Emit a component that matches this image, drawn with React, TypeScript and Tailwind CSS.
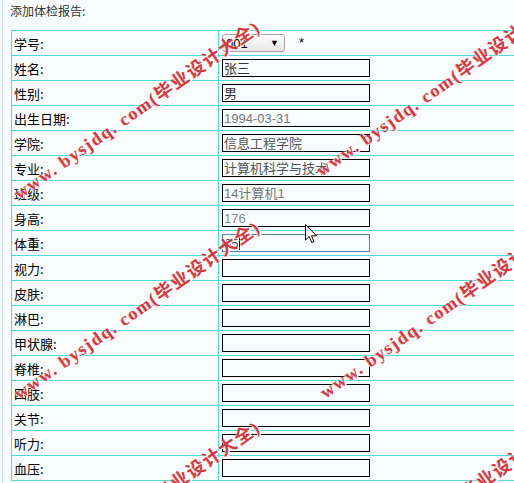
import React from 'react';

interface Row {
  label: string;
  value?: string;
  color?: string;
  kind?: 'select' | 'input' | 'focus';
}

const rows: Row[] = [
  { label: '学号', kind: 'select' },
  { label: '姓名', value: '张三', color: '#333' },
  { label: '性别', value: '男', color: '#333' },
  { label: '出生日期', value: '1994-03-31', color: '#777' },
  { label: '学院', value: '信息工程学院', color: '#555' },
  { label: '专业', value: '计算机科学与技术', color: '#555' },
  { label: '班级', value: '14计算机1', color: '#777' },
  { label: '身高', value: '176', color: '#888' },
  { label: '体重', value: '65', color: '#555', kind: 'focus' },
  { label: '视力' },
  { label: '皮肤' },
  { label: '淋巴' },
  { label: '甲状腺' },
  { label: '脊椎' },
  { label: '四肢' },
  { label: '关节' },
  { label: '听力' },
  { label: '血压' },
];

// watermark start points (left end of the text line)
const marks = [
  { x: 16, y: 195 },
  { x: 16, y: 395 },
  { x: 16, y: 595 },
  { x: 318, y: 172 },
  { x: 322, y: 394 },
  { x: 322, y: 594 },
];

const SelectBox = () => (
  <div className="flex items-center gap-[14px]">
    <div className="flex h-[18px] w-[63px] items-center justify-between rounded-[3px] border border-[#a6a6a6] bg-gradient-to-b from-white to-[#e6e6e6] pl-[3px] pr-[5px] font-['Liberation_Sans',sans-serif] text-[13px] leading-none text-black">
      <span>001</span>
      <span className="text-[9px]">▼</span>
    </div>
    <span className="font-['Liberation_Sans',sans-serif] text-[13px] text-black">*</span>
  </div>
);

const Field = ({ row }: { row: Row }) => {
  const focused = row.kind === 'focus';
  return (
    <div
      className={
        focused
          ? 'relative flex h-[18px] w-[148px] items-center border border-[#5b80aa] bg-[#f8fcfc] px-[1px]'
          : 'flex h-[18px] w-[148px] items-center border border-black bg-[#f8fcfc] px-[1px]'
      }
    >
      <span
        className="font-['Liberation_Sans','Noto_Sans_CJK_SC',sans-serif] text-[13px] leading-none"
        style={{ color: row.color }}
      >
        {row.value}
      </span>
      {focused && <span className="ml-[1px] h-[13px] w-px bg-black" />}
    </div>
  );
};

export default function App() {
  return (
    <div className="relative h-[483px] w-[514px] overflow-hidden bg-[#f8fcfc]">
      <div className="ml-[2px] h-full border-l border-[#d3dde6]">
        <div className="pl-[7px] pt-[3px] font-['Noto_Sans_CJK_SC',sans-serif] text-[12px] leading-[16px] text-[#333]">
          添加体检报告:
        </div>
        <div className="mt-[11px] pl-[8px]">
          <table className="w-[560px] border-collapse">
            <tbody>
              {rows.map((row) => (
                <tr key={row.label} className="h-[25px]">
                  <td className="w-[207px] border border-[#4fd9df] p-0 pl-[2px] font-['Noto_Sans_CJK_SC',sans-serif] text-[13px] leading-none text-black">
                    {row.label}:
                  </td>
                  <td className="border border-[#4fd9df] p-0 pl-[3px]">
                    {row.kind === 'select' ? <SelectBox /> : <Field row={row} />}
                  </td>
                </tr>
              ))}
            </tbody>
          </table>
        </div>
      </div>

      {marks.map((m, i) => (
        <span
          key={i}
          className="pointer-events-none absolute origin-left rotate-[-35deg] whitespace-pre font-['Liberation_Serif','Noto_Sans_CJK_SC',serif] text-[18px] font-bold leading-[20px] tracking-[1.5px] text-[#d33a3f] [text-shadow:1px_1px_0_#fff,-1px_0_0_#f6d6d6]"
          style={{ left: m.x, top: m.y - 10 }}
        >
          www. bysjdq. com(毕业设计大全)
        </span>
      ))}

      <svg className="absolute left-[305px] top-[224px]" width="13" height="20" viewBox="0 0 13 20">
        <path d="M0.5 0.5 L0.5 16 L4.2 12.5 L6.8 18.6 L9 17.6 L6.5 11.8 L11.5 11.8 Z" fill="#fff" stroke="#000" strokeWidth="1" />
      </svg>
    </div>
  );
}
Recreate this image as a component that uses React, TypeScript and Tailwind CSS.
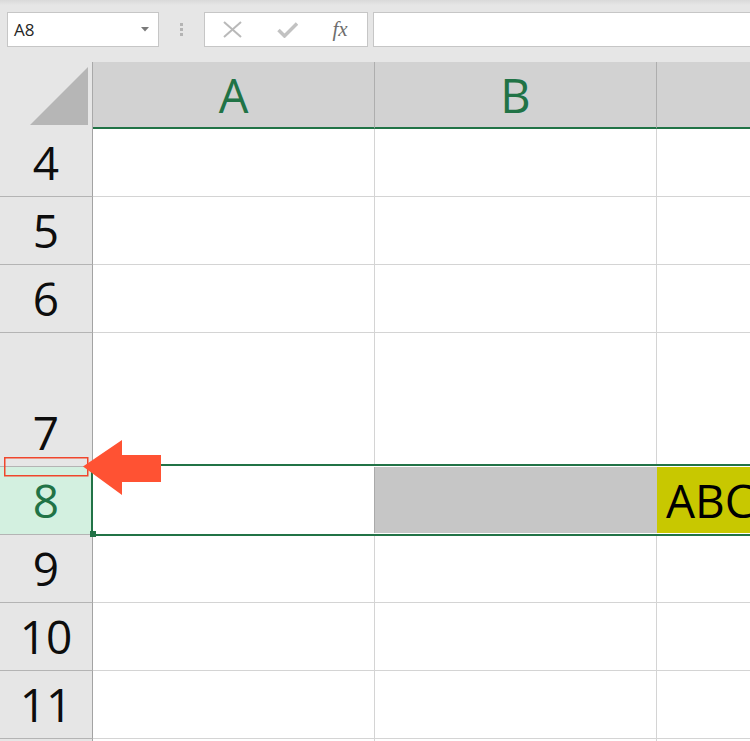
import React from "react";

const GREEN = "#217346";

type Row = { n: number | null; h: string; selected?: boolean };

const rows: Row[] = [
  { n: 4, h: "h-[68px]" },
  { n: 5, h: "h-[68px]" },
  { n: 6, h: "h-[68px]" },
  { n: 7, h: "h-[134px]" },
  { n: 8, h: "h-[68px]", selected: true },
  { n: 9, h: "h-[68px]" },
  { n: 10, h: "h-[68px]" },
  { n: 11, h: "h-[68px]" },
  { n: null, h: "h-[68px]" },
];

function Toolbar() {
  return (
    <div className="flex h-[62px] items-start pt-[12px] pl-[7px] bg-[linear-gradient(to_bottom,#d9d9d9_0px,#e6e6e6_5px)]">
      {/* Name box */}
      <div className="flex h-[35px] w-[152px] items-center justify-between border border-[#c6c6c6] bg-white pl-[6px] pr-[9px]">
        <span className="text-[17px] leading-none text-[#262626]">A8</span>
        <svg width="8" height="5" viewBox="0 0 8 5">
          <polygon points="0,0 8,0 4,4.5" fill="#7a7a7a" />
        </svg>
      </div>
      {/* separator dots */}
      <div className="flex h-[35px] w-[45px] flex-col items-center justify-center gap-[2px]">
        <div className="h-[3px] w-[3px] bg-[#b4b4b4]" />
        <div className="h-[3px] w-[3px] bg-[#b4b4b4]" />
        <div className="h-[3px] w-[3px] bg-[#b4b4b4]" />
      </div>
      {/* cancel / enter / fx */}
      <div className="flex h-[35px] w-[164px] items-center border border-[#c6c6c6] bg-white">
        <div className="flex w-[55px] justify-center">
          <svg width="19" height="17" viewBox="0 0 19 17">
            <line x1="1" y1="1" x2="18" y2="16" stroke="#b9b9b9" strokeWidth="2" />
            <line x1="18" y1="1" x2="1" y2="16" stroke="#b9b9b9" strokeWidth="2" />
          </svg>
        </div>
        <div className="flex w-[55px] justify-center">
          <svg width="21" height="16" viewBox="0 0 21 16">
            <polyline points="1.5,8 7.5,14 20,1.5" fill="none" stroke="#c2c2c2" strokeWidth="3.5" />
          </svg>
        </div>
        <div className="flex w-[50px] justify-center">
          <span className="font-['Liberation_Serif',serif] text-[21px] italic leading-none text-[#6e6e6e]">
            fx
          </span>
        </div>
      </div>
      {/* formula bar */}
      <div className="ml-[5px] h-[35px] flex-1 -mr-[4px] border border-[#c6c6c6] bg-white" />
    </div>
  );
}

function HeaderRow() {
  return (
    <div className="flex h-[67px]">
      <div className="relative w-[93px] shrink-0 bg-[#e6e6e6] border-r border-[#a9a9a9]">
        <svg className="absolute left-0 top-0" width="92" height="67" viewBox="0 0 92 67">
          <polygon points="30,63 88,5 88,63" fill="#b6b6b6" />
        </svg>
      </div>
      {["A", "B"].map((c) => (
        <div
          key={c}
          className="flex w-[282px] shrink-0 items-center justify-center border-r border-[#aeaeae] border-b-2 border-b-[#217346] bg-[#d2d2d2] pt-[2px] text-[47px] leading-none text-[#217346]"
        >
          {c}
        </div>
      ))}
      <div className="flex-1 border-b-2 border-b-[#217346] bg-[#d2d2d2]" />
    </div>
  );
}

function DataRow({ row }: { row: Row }) {
  const sel = !!row.selected;
  return (
    <div className={`flex ${row.h} shrink-0`}>
      <div
        className={`flex w-[93px] shrink-0 items-end justify-center border-r border-r-[#a3a3a3] border-b border-b-[#b4b4b4] pb-[11px] text-[46px] leading-none ${
          sel ? "bg-[#d3f0e0] text-[#217346]" : "bg-[#e6e6e6] text-[#0d0d0d]"
        }`}
      >
        {row.n}
      </div>
      <div
        className={`w-[282px] shrink-0 border-b border-b-[#d4d4d4] border-r ${
          sel ? "border-r-[#a9a9a9] bg-white" : "border-r-[#d4d4d4] bg-white"
        }`}
      />
      <div
        className={`w-[282px] shrink-0 border-b border-b-[#d4d4d4] ${
          sel ? "bg-[#c6c6c6]" : "border-r border-r-[#d4d4d4] bg-white"
        }`}
      />
      <div
        className={`flex min-w-0 flex-1 items-end overflow-hidden whitespace-nowrap border-b border-b-[#d4d4d4] ${
          sel ? "bg-[#c8c800] pl-[9px] pb-[11px] text-[46px] leading-none text-black" : "bg-white"
        }`}
      >
        {sel ? "ABC" : null}
      </div>
    </div>
  );
}

export default function App() {
  return (
    <div className="relative h-[741px] w-[750px] overflow-hidden bg-[#e6e6e6] font-['Open_Sans','Noto_Sans',sans-serif]">
      <Toolbar />
      <HeaderRow />
      <div className="flex flex-col">
        {rows.map((r, i) => (
          <DataRow key={i} row={r} />
        ))}
      </div>

      {/* selection outline */}
      <div
        className="pointer-events-none absolute left-[91px] top-[464px] h-[72px] w-[680px] border-2 shadow-[inset_0_0_0_1px_#ffffff]"
        style={{ borderColor: GREEN }}
      />
      {/* fill handle */}
      <div className="absolute left-[90px] top-[531px] h-[6px] w-[6px] bg-[#217346]" />

      {/* annotation: red rectangle + arrow */}
      <svg className="pointer-events-none absolute left-0 top-[430px]" width="170" height="75" viewBox="0 430 170 75">
        <rect x="4.75" y="457.75" width="83" height="18" fill="none" stroke="#f0462c" strokeWidth="1.5" />
        <polygon
          points="83,466.5 122,440 122,455 161,455 161,482 122,482 122,495"
          fill="#ff5233"
        />
      </svg>
    </div>
  );
}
______
Pictures are not part of the copy. Reproduce the lines from the one containing "Recreate this image" through the one containing "n: number |", exactly and nothing more.

[Expected output]:
Recreate this image as a component that uses React, TypeScript and Tailwind CSS.
import React from "react";

const GREEN = "#217346";

type Row = { n: number | null; h: string; selected?: boolean };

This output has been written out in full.